I know about your quaint little café. Sweet Escape, is it? How fitting – but there is no escape from what you are, from who you belong to. I’ve given you five years to indulge this fantasy of independence. Now I’m ordering you, as your Alpha and husband, to return home.

You have one week to present yourself at my pack. If you fail to comply, I will come collect you myself. And my dear, you won’t enjoy the consequences of forcing my hand.

’Your loving and caring husband,

Alpha Dickson Stone’

---

The paper crumpled in my fist as rage and fear warred inside me. Ray snarled, her protective instincts flaring at the threat to everything we’d built.

“Scarlett?” Alisha asked. “What does he want?”

“What he’s always wanted – control.” I smoothed the letter on my desk, noting how my hands had stopped shaking. The fear was still there, but it was different now. Five years ago, I’d been a broken thing, fleeing in the night with nothing but terror and desperation driving me. Now... “He’s giving me a week to return ‘home’ before he comes to drag me back himself.”

Alisha’s eyes flashed gold, her wolf rising in response to the threat. “We can run again, Luna. I know people who can help us disappear—”

“Enough of the ‘Luna’ thing, and I’m done running.”

I stood and walked to the window overlooking the café below. The morning rush was in full swing, with Sarah expertly manning the espresso machine while Mike charmed the customers with his easy smile. Three employees now, all of them counting on this place – on me – for their livelihoods. Sweet Escape wasn’t just my sanctuary anymore.

“You’re not seriously thinking of confronting him?” Alisha moved to stand beside me, her reflection in the glass showing the worry lines around her eyes. “Scarlett, he’s still an Alpha. And after what he did to—” She stopped.

My hand drifted unconsciously to my stomach, to the empty space where my baby had once grown.

“I’m not the same wolf he knew,” I said quietly, watching my successful business hum with life below. “Back then, I was alone except for you. I had no power, no resources, nothing but the mate bond he forced on me after Finn’s rejection.”

“And now?”

I turned to face my friend – my sister in everything but blood. “Now I have a life I built with my own hands. I have connections in the human world, legal protection, a legitimate business. I’m not his runaway Luna anymore, hiding in the shadows. I’m Scarlett, a business owner and respected member of this community.”

“He won’t care about human laws or businesses,” Alisha warned. “You know how Alphas think – especially ones like Dickson. He’ll see all this as a cute hobby, something to humor until he decides playtime is over.”

“Are you going to face him?”

“Unlike last time, I’m not facing him as a helpless Luna with no options.”

I sat back down at my desk and pulled out fresh paper. “I’m going to write him back. He wants an answer. He’ll get one – just not the one he’s expecting.”

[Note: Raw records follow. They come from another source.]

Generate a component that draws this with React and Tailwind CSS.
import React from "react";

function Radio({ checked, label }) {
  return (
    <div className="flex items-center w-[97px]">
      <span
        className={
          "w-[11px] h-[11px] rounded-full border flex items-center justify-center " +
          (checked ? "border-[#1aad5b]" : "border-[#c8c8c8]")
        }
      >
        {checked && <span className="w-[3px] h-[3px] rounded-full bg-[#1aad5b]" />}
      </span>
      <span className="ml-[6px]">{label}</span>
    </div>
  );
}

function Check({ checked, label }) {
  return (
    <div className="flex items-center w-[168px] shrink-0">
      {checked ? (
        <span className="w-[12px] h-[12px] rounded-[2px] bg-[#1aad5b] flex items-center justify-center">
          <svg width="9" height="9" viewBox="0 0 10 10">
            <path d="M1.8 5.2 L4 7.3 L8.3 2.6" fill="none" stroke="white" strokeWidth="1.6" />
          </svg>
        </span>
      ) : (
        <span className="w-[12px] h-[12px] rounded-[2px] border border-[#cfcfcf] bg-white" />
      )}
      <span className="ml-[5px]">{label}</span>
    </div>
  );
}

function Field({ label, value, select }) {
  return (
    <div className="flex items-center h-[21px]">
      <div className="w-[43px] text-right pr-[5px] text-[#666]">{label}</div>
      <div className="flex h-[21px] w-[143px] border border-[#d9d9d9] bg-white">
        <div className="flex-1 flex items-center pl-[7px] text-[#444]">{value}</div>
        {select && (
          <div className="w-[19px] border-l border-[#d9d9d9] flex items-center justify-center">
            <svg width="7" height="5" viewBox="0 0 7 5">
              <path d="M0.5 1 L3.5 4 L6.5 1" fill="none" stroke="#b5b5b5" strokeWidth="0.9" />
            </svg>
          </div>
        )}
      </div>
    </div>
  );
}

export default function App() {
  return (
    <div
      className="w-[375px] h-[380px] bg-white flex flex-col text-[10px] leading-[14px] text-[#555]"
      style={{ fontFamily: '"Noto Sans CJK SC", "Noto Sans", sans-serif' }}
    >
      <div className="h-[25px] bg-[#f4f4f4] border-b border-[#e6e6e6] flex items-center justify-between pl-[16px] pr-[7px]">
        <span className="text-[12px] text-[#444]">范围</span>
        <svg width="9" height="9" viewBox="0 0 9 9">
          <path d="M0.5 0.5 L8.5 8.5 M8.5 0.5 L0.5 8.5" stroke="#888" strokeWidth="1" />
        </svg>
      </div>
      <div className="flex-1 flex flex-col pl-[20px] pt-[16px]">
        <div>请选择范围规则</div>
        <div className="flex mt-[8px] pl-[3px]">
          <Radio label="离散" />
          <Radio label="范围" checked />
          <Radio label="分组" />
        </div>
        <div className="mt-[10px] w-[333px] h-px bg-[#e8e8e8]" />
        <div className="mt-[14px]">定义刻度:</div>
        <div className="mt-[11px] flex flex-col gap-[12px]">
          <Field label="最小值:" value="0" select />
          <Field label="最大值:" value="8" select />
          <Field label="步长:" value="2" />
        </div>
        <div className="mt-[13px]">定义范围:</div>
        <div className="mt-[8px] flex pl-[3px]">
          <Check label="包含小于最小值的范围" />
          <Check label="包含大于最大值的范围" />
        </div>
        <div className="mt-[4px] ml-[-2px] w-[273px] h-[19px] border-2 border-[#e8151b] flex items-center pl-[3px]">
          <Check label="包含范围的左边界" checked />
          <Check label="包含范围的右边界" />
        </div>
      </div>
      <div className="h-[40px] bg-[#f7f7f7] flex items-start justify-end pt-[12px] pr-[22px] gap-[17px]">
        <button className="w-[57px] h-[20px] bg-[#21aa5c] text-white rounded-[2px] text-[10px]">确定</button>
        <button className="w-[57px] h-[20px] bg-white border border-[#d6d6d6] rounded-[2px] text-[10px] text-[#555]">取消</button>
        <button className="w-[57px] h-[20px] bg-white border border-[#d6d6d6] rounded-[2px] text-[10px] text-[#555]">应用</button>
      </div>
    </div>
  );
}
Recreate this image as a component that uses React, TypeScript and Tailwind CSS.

“What are you going to say?”

A small, fierce smile curved my lips as I began to write. “I’m going to tell him the truth – that his Luna died in those cells five years ago. The woman he’s threatening now isn’t his possession or his wife. I’m a businesswoman with human allies, legal protections, and absolutely nothing left to lose.”

Ray rumbled approvingly within me, her presence steady and strong. We’d survived loss, rejection, and near-death. We’d built something meaningful from the ashes of our old life. And if Dickson wanted to test us, he’d learn what five years of freedom had taught us about real strength.

“Besides,” I added, sealing my response with deliberately ordinary clear tape instead of wax, “I think it’s time someone showed these old Alphas that the world has changed. They can’t just claim anything – or anyone – they want anymore.”